* Exercise:
Skip the pictures. Set down, word for word, the lines from the start of the material up to and including the line with "SELECTED = ['overset_mandarin_orange', 'w_mandarin_orange'];".

* Recorded data:

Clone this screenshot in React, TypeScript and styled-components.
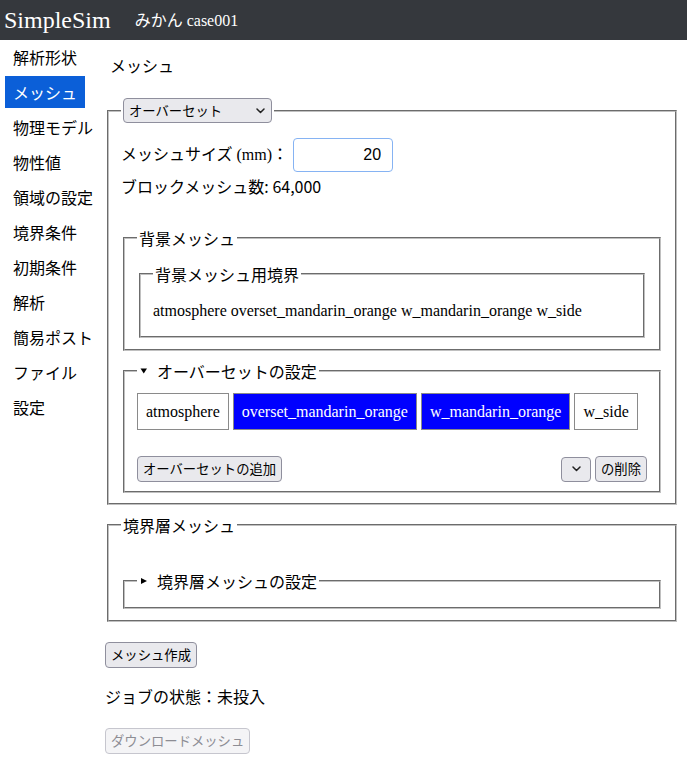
import React from 'react';
import styled, { createGlobalStyle, css } from 'styled-components';

const JP = `"Noto Sans CJK JP", sans-serif`;
const SERIF_JP = `"Liberation Serif", "Noto Sans CJK JP", serif`;

const GlobalStyle = createGlobalStyle`
  html, body {
    margin: 0;
    padding: 0;
    background: #ffffff;
    color: #000000;
    font-family: ${SERIF_JP};
  }
`;

const NAV_ITEMS = ['解析形状', 'メッシュ', '物理モデル', '物性値', '領域の設定', '境界条件', '初期条件', '解析', '簡易ポスト', 'ファイル', '設定'];
const ACTIVE_NAV = 'メッシュ';
const BOUNDARIES = ['atmosphere', 'overset_mandarin_orange', 'w_mandarin_orange', 'w_side'];
const SELECTED = ['overset_mandarin_orange', 'w_mandarin_orange'];

function Chevron() {
  return (
    <svg width="9" height="6" viewBox="0 0 9 6" fill="none">
      <path d="M1 1 L4.5 4.5 L8 1" stroke="#222" strokeWidth="1.5" strokeLinecap="round" strokeLinejoin="round" />
    </svg>
  );
}

// details/summary の開閉マーカー
function Marker({ open }: { open?: boolean }) {
  return (
    <MarkerBox>
      <svg width="8" height="8" viewBox="0 0 8 8">
        {open ? <path d="M0.5 1.5 H7 L3.75 6.5 Z" fill="#000" /> : <path d="M1 1 L7 4 L1 7 Z" fill="#000" />}
      </svg>
    </MarkerBox>
  );
}

function App() {
  return (
    <>
      <GlobalStyle />
      <Header>
        <Brand>SimpleSim</Brand>
        <CaseName>みかん case001</CaseName>
      </Header>
      <Body>
        <Sidebar>
          {NAV_ITEMS.map((item) => (
            <NavItem key={item} active={item === ACTIVE_NAV}>
              {item}
            </NavItem>
          ))}
        </Sidebar>
        <Main>
          <Title>メッシュ</Title>

          <Fieldset top={23}>
            <Legend>
              <SelectBox width={149}>
                <span>オーバーセット</span>
                <Chevron />
              </SelectBox>
            </Legend>
            <SizeRow>
              <Label>
                メッシュサイズ <Paren>(mm)</Paren>：
              </Label>
              <SizeInput value="20" readOnly />
            </SizeRow>
            <Info>ブロックメッシュ数: 64,000</Info>

            <Fieldset top={32} bottom={11}>
              <Legend>
                <LegendText>背景メッシュ</LegendText>
              </Legend>
              <Fieldset top={16} bottom={15}>
                <Legend>
                  <LegendText>背景メッシュ用境界</LegendText>
                </Legend>
                <BoundaryText>{BOUNDARIES.join(' ')}</BoundaryText>
              </Fieldset>
            </Fieldset>

            <Fieldset top={10} bottom={9}>
              <Legend>
                <LegendText>
                  <Marker open />
                  オーバーセットの設定
                </LegendText>
              </Legend>
              <Chips>
                {BOUNDARIES.map((b) => (
                  <Chip key={b} selected={SELECTED.includes(b)}>
                    {b}
                  </Chip>
                ))}
              </Chips>
              <ActionRow>
                <Button>オーバーセットの追加</Button>
                <RightGroup>
                  <SelectBox width={30} center>
                    <Chevron />
                  </SelectBox>
                  <Button>の削除</Button>
                </RightGroup>
              </ActionRow>
            </Fieldset>
          </Fieldset>

          <Fieldset top={10} bottom={11}>
            <Legend>
              <LegendText>境界層メッシュ</LegendText>
            </Legend>
            <Fieldset top={36} bottom={16}>
              <Legend>
                <LegendText>
                  <Marker />
                  境界層メッシュの設定
                </LegendText>
              </Legend>
            </Fieldset>
          </Fieldset>

          <Button top={20}>メッシュ作成</Button>
          <Status>ジョブの状態：未投入</Status>
          <Button disabled>ダウンロードメッシュ</Button>
        </Main>
      </Body>
    </>
  );
}

const Header = styled.header`
  display: flex;
  align-items: center;
  height: 40px;
  padding-left: 4px;
  background-color: #35383d;
  color: #ffffff;
`;
const Brand = styled.div`
  font-family: "Liberation Serif", serif;
  font-size: 24px;
  line-height: 28px;
  margin-right: 24px;
`;
const CaseName = styled.div`
  font-family: ${SERIF_JP};
  font-size: 16px;
  line-height: 20px;
  padding-top: 2px;
`;
const Body = styled.div`
  display: flex;
  align-items: flex-start;
`;
const Sidebar = styled.nav`
  display: flex;
  flex-direction: column;
  gap: 3px;
  width: 100px;
  padding: 1px 0 0 5px;
  flex-shrink: 0;
`;
const NavItem = styled.div<{ active?: boolean }>`
  width: 80px;
  height: 32px;
  box-sizing: border-box;
  padding-left: 8px;
  display: flex;
  align-items: center;
  font-family: ${JP};
  font-size: 16px;
  color: #000000;
  white-space: nowrap;

  ${({ active }) =>
    active &&
    css`
      background-color: #0b5fd8;
      color: #ffffff;
    `}
`;
const Main = styled.main`
  width: 574px;
  display: flex;
  flex-direction: column;
  align-items: flex-start;
`;
const Title = styled.div`
  margin: 15px 0 0 5px;
  font-family: ${JP};
  font-size: 16px;
  line-height: 20px;
`;
const Fieldset = styled.fieldset<{ top?: number; bottom?: number }>`
  align-self: stretch;
  margin: ${({ top }) => top ?? 0}px 2px 0;
  padding: 0 12px ${({ bottom }) => bottom ?? 10}px;
  border: 2px groove #c0c0c0;
  min-width: 0;
`;
const Legend = styled.legend`
  padding: 0 2px;
`;
const LegendText = styled.span`
  display: flex;
  align-items: center;
  height: 20px;
  font-family: ${JP};
  font-size: 16px;
  line-height: 20px;
`;
const MarkerBox = styled.span`
  display: inline-flex;
  align-items: center;
  width: 17px;
  height: 20px;
  padding-left: 1px;
`;
const SelectBox = styled.div<{ width: number; center?: boolean }>`
  box-sizing: border-box;
  width: ${({ width }) => width}px;
  height: 25px;
  display: flex;
  align-items: center;
  justify-content: ${({ center }) => (center ? 'center' : 'space-between')};
  padding: ${({ center }) => (center ? '0' : '0 6px 0 5px')};
  background-color: #e9e9ed;
  border: 1px solid #8f8f9d;
  border-radius: 4px;
  font-family: ${JP};
  font-size: 13.33px;
  line-height: 18px;
  color: #000000;
`;
const SizeRow = styled.div`
  display: flex;
  align-items: center;
  margin-top: 15px;
`;
const Label = styled.span`
  font-family: ${SERIF_JP};
  font-size: 16px;
  line-height: 20px;
  margin-right: 5px;
`;
const Paren = styled.span`
  font-family: "Liberation Serif", serif;
`;
const SizeInput = styled.input`
  box-sizing: border-box;
  width: 100px;
  height: 34px;
  padding: 0 11px;
  border: 1px solid #86b3f3;
  border-radius: 4px;
  text-align: right;
  font-family: "Liberation Sans", sans-serif;
  font-size: 16px;
  color: #000000;
  outline: none;
`;
const Info = styled.div`
  margin-top: 4px;
  font-family: ${JP};
  font-size: 16px;
  line-height: 20px;
`;
const BoundaryText = styled.div`
  margin-top: 17px;
  font-family: "Liberation Serif", serif;
  font-size: 16px;
  line-height: 20px;
`;
const Chips = styled.div`
  display: flex;
  gap: 4px;
  margin-top: 12px;
`;
const Chip = styled.div<{ selected?: boolean }>`
  box-sizing: border-box;
  height: 37px;
  display: flex;
  align-items: center;
  padding: 0 8px;
  border: 1px solid #8a8a8a;
  font-family: "Liberation Serif", serif;
  font-size: 16px;
  background-color: ${({ selected }) => (selected ? '#0000ff' : '#ffffff')};
  color: ${({ selected }) => (selected ? '#ffffff' : '#000000')};
`;
const ActionRow = styled.div`
  display: flex;
  justify-content: space-between;
  align-items: center;
  margin-top: 26px;
`;
const RightGroup = styled.div`
  display: flex;
  align-items: center;
  gap: 4px;
`;
const Button = styled.button<{ top?: number }>`
  box-sizing: border-box;
  height: 26px;
  margin-top: ${({ top }) => top ?? 0}px;
  padding: 0 5px;
  background-color: #e9e9ed;
  border: 1px solid #8f8f9d;
  border-radius: 4px;
  font-family: ${JP};
  font-size: 13.33px;
  line-height: 18px;
  color: #000000;

  &:disabled {
    margin-top: 22px;
    background-color: #f4f4f6;
    border-color: #c6c6ce;
    color: #8d8d94;
  }
`;
const Status = styled.div`
  margin-top: 18px;
  font-family: ${JP};
  font-size: 16px;
  line-height: 20px;
`;

Header.displayName = 'Header';
Sidebar.displayName = 'Sidebar';
NavItem.displayName = 'NavItem';
Main.displayName = 'Main';
Fieldset.displayName = 'Fieldset';
Chip.displayName = 'Chip';
Button.displayName = 'Button';
MarkerBox.displayName = 'MarkerBox';

export default App;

* Solution for this task:
Clone this screenshot in React, TypeScript and styled-components.
import React from 'react';
import styled, { createGlobalStyle, css } from 'styled-components';

const JP = `"Noto Sans CJK JP", sans-serif`;
const SERIF_JP = `"Liberation Serif", "Noto Sans CJK JP", serif`;

const GlobalStyle = createGlobalStyle`
  html, body {
    margin: 0;
    padding: 0;
    background: #ffffff;
    color: #000000;
    font-family: ${SERIF_JP};
  }
`;

const NAV_ITEMS = ['解析形状', 'メッシュ', '物理モデル', '物性値', '領域の設定', '境界条件', '初期条件', '解析', '簡易ポスト', 'ファイル', '設定'];
const ACTIVE_NAV = 'メッシュ';
const BOUNDARIES = ['atmosphere', 'overset_mandarin_orange', 'w_mandarin_orange', 'w_side'];
const SELECTED = ['overset_mandarin_orange', 'w_mandarin_orange'];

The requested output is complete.